Task instructions: Reproduce the listing exactly, with no pictures in your copy.

#### Collected data ####

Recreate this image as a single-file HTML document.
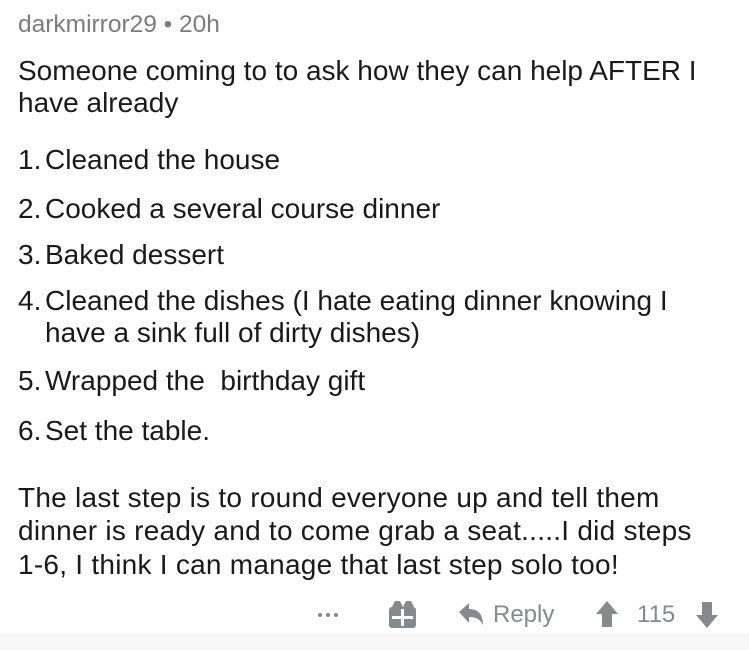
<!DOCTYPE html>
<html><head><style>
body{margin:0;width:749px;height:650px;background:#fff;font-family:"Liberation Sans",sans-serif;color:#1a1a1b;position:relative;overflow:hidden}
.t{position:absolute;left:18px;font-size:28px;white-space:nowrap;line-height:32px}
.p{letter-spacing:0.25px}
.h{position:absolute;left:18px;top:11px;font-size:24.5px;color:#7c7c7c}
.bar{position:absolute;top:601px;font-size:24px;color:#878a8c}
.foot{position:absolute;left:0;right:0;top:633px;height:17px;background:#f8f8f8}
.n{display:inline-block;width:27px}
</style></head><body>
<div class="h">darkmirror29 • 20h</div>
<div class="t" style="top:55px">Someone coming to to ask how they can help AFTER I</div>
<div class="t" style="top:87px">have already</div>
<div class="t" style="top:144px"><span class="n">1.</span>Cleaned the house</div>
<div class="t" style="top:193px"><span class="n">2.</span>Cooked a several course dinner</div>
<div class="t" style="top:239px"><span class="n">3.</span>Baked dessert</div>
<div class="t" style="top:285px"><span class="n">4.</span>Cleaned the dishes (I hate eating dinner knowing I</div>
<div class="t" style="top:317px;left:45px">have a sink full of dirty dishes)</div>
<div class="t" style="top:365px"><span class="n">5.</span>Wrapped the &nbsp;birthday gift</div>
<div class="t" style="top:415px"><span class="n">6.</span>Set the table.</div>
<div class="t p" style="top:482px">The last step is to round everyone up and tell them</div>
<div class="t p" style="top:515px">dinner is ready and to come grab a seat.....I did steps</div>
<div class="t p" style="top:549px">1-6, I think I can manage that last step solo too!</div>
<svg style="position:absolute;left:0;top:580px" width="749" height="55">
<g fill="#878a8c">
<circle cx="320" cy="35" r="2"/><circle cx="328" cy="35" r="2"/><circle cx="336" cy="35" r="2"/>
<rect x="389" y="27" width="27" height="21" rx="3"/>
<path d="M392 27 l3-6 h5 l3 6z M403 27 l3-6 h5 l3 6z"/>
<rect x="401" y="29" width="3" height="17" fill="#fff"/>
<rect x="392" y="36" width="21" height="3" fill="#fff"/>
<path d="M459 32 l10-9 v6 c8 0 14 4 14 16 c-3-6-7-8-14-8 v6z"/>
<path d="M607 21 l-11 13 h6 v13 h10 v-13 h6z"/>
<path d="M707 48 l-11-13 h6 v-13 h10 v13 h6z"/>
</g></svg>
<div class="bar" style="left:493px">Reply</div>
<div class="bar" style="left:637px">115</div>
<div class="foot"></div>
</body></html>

####

Answer to this task:
Recreate this image as a single-file HTML document.
<!DOCTYPE html>
<html><head><style>
body{margin:0;width:749px;height:650px;background:#fff;font-family:"Liberation Sans",sans-serif;color:#1a1a1b;position:relative;overflow:hidden}
.t{position:absolute;left:18px;font-size:28px;white-space:nowrap;line-height:32px}
.p{letter-spacing:0.25px}
.h{position:absolute;left:18px;top:11px;font-size:24.5px;color:#7c7c7c}
.bar{position:absolute;top:601px;font-size:24px;color:#878a8c}
.foot{position:absolute;left:0;right:0;top:633px;height:17px;background:#f8f8f8}
.n{display:inline-block;width:27px}
</style></head><body>
<div class="h">darkmirror29 • 20h</div>
<div class="t" style="top:55px">Someone coming to to ask how they can help AFTER I</div>
<div class="t" style="top:87px">have already</div>
<div class="t" style="top:144px"><span class="n">1.</span>Cleaned the house</div>
<div class="t" style="top:193px"><span class="n">2.</span>Cooked a several course dinner</div>
<div class="t" style="top:239px"><span class="n">3.</span>Baked dessert</div>
<div class="t" style="top:285px"><span class="n">4.</span>Cleaned the dishes (I hate eating dinner knowing I</div>
<div class="t" style="top:317px;left:45px">have a sink full of dirty dishes)</div>
<div class="t" style="top:365px"><span class="n">5.</span>Wrapped the &nbsp;birthday gift</div>
<div class="t" style="top:415px"><span class="n">6.</span>Set the table.</div>
<div class="t p" style="top:482px">The last step is to round everyone up and tell them</div>
<div class="t p" style="top:515px">dinner is ready and to come grab a seat.....I did steps</div>
<div class="t p" style="top:549px">1-6, I think I can manage that last step solo too!</div>
<svg style="position:absolute;left:0;top:580px" width="749" height="55">
<g fill="#878a8c">
<circle cx="320" cy="35" r="2"/><circle cx="328" cy="35" r="2"/><circle cx="336" cy="35" r="2"/>
<rect x="389" y="27" width="27" height="21" rx="3"/>
<path d="M392 27 l3-6 h5 l3 6z M403 27 l3-6 h5 l3 6z"/>
<rect x="401" y="29" width="3" height="17" fill="#fff"/>
<rect x="392" y="36" width="21" height="3" fill="#fff"/>
<path d="M459 32 l10-9 v6 c8 0 14 4 14 16 c-3-6-7-8-14-8 v6z"/>
<path d="M607 21 l-11 13 h6 v13 h10 v-13 h6z"/>
<path d="M707 48 l-11-13 h6 v-13 h10 v13 h6z"/>
</g></svg>
<div class="bar" style="left:493px">Reply</div>
<div class="bar" style="left:637px">115</div>
<div class="foot"></div>
</body></html>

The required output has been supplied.